# [Stated task]
Reproduce the listing exactly and skip over any pictures.
[BEGIN]
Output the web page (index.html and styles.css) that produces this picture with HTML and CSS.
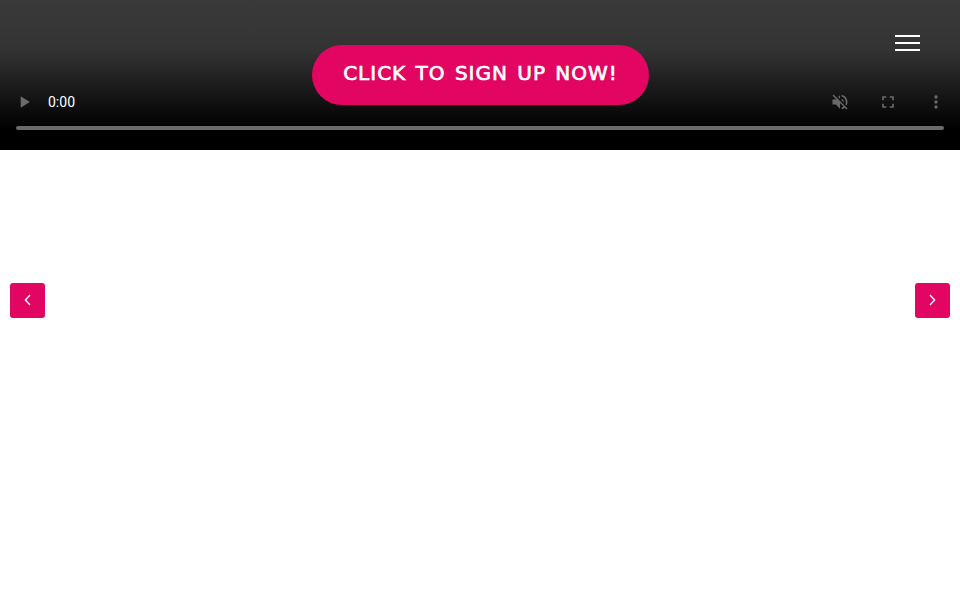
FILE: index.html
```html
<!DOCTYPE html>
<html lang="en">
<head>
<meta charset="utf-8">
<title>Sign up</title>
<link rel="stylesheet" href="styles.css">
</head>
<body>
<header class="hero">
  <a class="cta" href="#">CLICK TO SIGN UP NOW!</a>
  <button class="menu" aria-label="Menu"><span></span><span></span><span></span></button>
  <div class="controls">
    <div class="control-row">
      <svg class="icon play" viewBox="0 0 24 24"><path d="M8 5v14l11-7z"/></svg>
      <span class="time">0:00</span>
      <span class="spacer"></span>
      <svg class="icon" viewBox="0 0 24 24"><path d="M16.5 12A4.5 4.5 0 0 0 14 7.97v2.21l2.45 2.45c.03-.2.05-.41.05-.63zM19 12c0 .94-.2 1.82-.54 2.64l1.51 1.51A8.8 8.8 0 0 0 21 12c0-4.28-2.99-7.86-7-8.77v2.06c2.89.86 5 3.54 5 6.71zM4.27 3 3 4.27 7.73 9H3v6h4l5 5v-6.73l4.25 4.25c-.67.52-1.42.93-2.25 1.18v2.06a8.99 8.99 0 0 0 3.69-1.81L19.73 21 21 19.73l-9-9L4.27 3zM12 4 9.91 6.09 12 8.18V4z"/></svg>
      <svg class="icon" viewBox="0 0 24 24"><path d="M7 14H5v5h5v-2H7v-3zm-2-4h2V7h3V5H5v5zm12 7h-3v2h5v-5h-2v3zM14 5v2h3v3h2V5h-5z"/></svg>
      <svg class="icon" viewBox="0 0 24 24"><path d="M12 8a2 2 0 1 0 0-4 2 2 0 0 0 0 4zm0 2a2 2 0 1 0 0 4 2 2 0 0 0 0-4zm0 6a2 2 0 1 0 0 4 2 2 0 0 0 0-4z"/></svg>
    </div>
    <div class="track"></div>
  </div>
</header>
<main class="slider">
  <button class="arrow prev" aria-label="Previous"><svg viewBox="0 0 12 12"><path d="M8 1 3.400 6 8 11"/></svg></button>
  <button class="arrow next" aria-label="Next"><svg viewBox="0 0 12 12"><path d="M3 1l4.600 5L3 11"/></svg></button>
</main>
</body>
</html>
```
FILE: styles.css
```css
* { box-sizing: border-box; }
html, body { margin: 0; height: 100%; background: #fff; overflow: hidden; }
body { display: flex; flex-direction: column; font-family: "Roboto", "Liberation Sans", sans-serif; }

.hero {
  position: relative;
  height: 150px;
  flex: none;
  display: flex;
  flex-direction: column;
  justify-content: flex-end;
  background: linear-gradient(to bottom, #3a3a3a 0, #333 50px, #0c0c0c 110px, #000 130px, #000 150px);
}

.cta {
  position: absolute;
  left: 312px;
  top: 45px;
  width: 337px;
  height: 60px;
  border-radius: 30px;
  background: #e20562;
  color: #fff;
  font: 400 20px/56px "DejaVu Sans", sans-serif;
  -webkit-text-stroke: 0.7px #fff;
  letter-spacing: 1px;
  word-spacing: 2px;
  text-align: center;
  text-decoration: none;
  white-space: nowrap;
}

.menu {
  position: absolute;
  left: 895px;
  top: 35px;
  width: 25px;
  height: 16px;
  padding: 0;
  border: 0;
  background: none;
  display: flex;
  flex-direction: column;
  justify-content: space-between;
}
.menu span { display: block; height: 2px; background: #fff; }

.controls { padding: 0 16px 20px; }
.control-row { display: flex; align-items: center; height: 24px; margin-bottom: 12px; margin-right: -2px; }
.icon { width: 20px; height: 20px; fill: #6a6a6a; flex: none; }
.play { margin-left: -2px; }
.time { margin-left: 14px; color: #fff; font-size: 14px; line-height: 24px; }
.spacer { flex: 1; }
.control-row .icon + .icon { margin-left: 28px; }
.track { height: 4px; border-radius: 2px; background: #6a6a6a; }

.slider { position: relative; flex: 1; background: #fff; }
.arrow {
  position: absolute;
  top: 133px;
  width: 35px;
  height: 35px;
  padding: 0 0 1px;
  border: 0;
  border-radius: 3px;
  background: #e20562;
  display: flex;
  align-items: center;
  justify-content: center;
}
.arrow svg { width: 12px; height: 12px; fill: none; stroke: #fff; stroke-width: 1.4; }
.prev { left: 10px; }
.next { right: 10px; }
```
[END]
# [Solution to the problem]
Output the web page (index.html and styles.css) that produces this picture with HTML and CSS.
FILE: index.html
```html
<!DOCTYPE html>
<html lang="en">
<head>
<meta charset="utf-8">
<title>Sign up</title>
<link rel="stylesheet" href="styles.css">
</head>
<body>
<header class="hero">
  <a class="cta" href="#">CLICK TO SIGN UP NOW!</a>
  <button class="menu" aria-label="Menu"><span></span><span></span><span></span></button>
  <div class="controls">
    <div class="control-row">
      <svg class="icon play" viewBox="0 0 24 24"><path d="M8 5v14l11-7z"/></svg>
      <span class="time">0:00</span>
      <span class="spacer"></span>
      <svg class="icon" viewBox="0 0 24 24"><path d="M16.5 12A4.5 4.5 0 0 0 14 7.97v2.21l2.45 2.45c.03-.2.05-.41.05-.63zM19 12c0 .94-.2 1.82-.54 2.64l1.51 1.51A8.8 8.8 0 0 0 21 12c0-4.28-2.99-7.86-7-8.77v2.06c2.89.86 5 3.54 5 6.71zM4.27 3 3 4.27 7.73 9H3v6h4l5 5v-6.73l4.25 4.25c-.67.52-1.42.93-2.25 1.18v2.06a8.99 8.99 0 0 0 3.69-1.81L19.73 21 21 19.73l-9-9L4.27 3zM12 4 9.91 6.09 12 8.18V4z"/></svg>
      <svg class="icon" viewBox="0 0 24 24"><path d="M7 14H5v5h5v-2H7v-3zm-2-4h2V7h3V5H5v5zm12 7h-3v2h5v-5h-2v3zM14 5v2h3v3h2V5h-5z"/></svg>
      <svg class="icon" viewBox="0 0 24 24"><path d="M12 8a2 2 0 1 0 0-4 2 2 0 0 0 0 4zm0 2a2 2 0 1 0 0 4 2 2 0 0 0 0-4zm0 6a2 2 0 1 0 0 4 2 2 0 0 0 0-4z"/></svg>
    </div>
    <div class="track"></div>
  </div>
</header>
<main class="slider">
  <button class="arrow prev" aria-label="Previous"><svg viewBox="0 0 12 12"><path d="M8 1 3.400 6 8 11"/></svg></button>
  <button class="arrow next" aria-label="Next"><svg viewBox="0 0 12 12"><path d="M3 1l4.600 5L3 11"/></svg></button>
</main>
</body>
</html>
```
FILE: styles.css
```css
* { box-sizing: border-box; }
html, body { margin: 0; height: 100%; background: #fff; overflow: hidden; }
body { display: flex; flex-direction: column; font-family: "Roboto", "Liberation Sans", sans-serif; }

.hero {
  position: relative;
  height: 150px;
  flex: none;
  display: flex;
  flex-direction: column;
  justify-content: flex-end;
  background: linear-gradient(to bottom, #3a3a3a 0, #333 50px, #0c0c0c 110px, #000 130px, #000 150px);
}

.cta {
  position: absolute;
  left: 312px;
  top: 45px;
  width: 337px;
  height: 60px;
  border-radius: 30px;
  background: #e20562;
  color: #fff;
  font: 400 20px/56px "DejaVu Sans", sans-serif;
  -webkit-text-stroke: 0.7px #fff;
  letter-spacing: 1px;
  word-spacing: 2px;
  text-align: center;
  text-decoration: none;
  white-space: nowrap;
}

.menu {
  position: absolute;
  left: 895px;
  top: 35px;
  width: 25px;
  height: 16px;
  padding: 0;
  border: 0;
  background: none;
  display: flex;
  flex-direction: column;
  justify-content: space-between;
}
.menu span { display: block; height: 2px; background: #fff; }

.controls { padding: 0 16px 20px; }
.control-row { display: flex; align-items: center; height: 24px; margin-bottom: 12px; margin-right: -2px; }
.icon { width: 20px; height: 20px; fill: #6a6a6a; flex: none; }
.play { margin-left: -2px; }
.time { margin-left: 14px; color: #fff; font-size: 14px; line-height: 24px; }
.spacer { flex: 1; }
.control-row .icon + .icon { margin-left: 28px; }
.track { height: 4px; border-radius: 2px; background: #6a6a6a; }

.slider { position: relative; flex: 1; background: #fff; }
.arrow {
  position: absolute;
  top: 133px;
  width: 35px;
  height: 35px;
  padding: 0 0 1px;
  border: 0;
  border-radius: 3px;
  background: #e20562;
  display: flex;
  align-items: center;
  justify-content: center;
}
.arrow svg { width: 12px; height: 12px; fill: none; stroke: #fff; stroke-width: 1.4; }
.prev { left: 10px; }
.next { right: 10px; }
```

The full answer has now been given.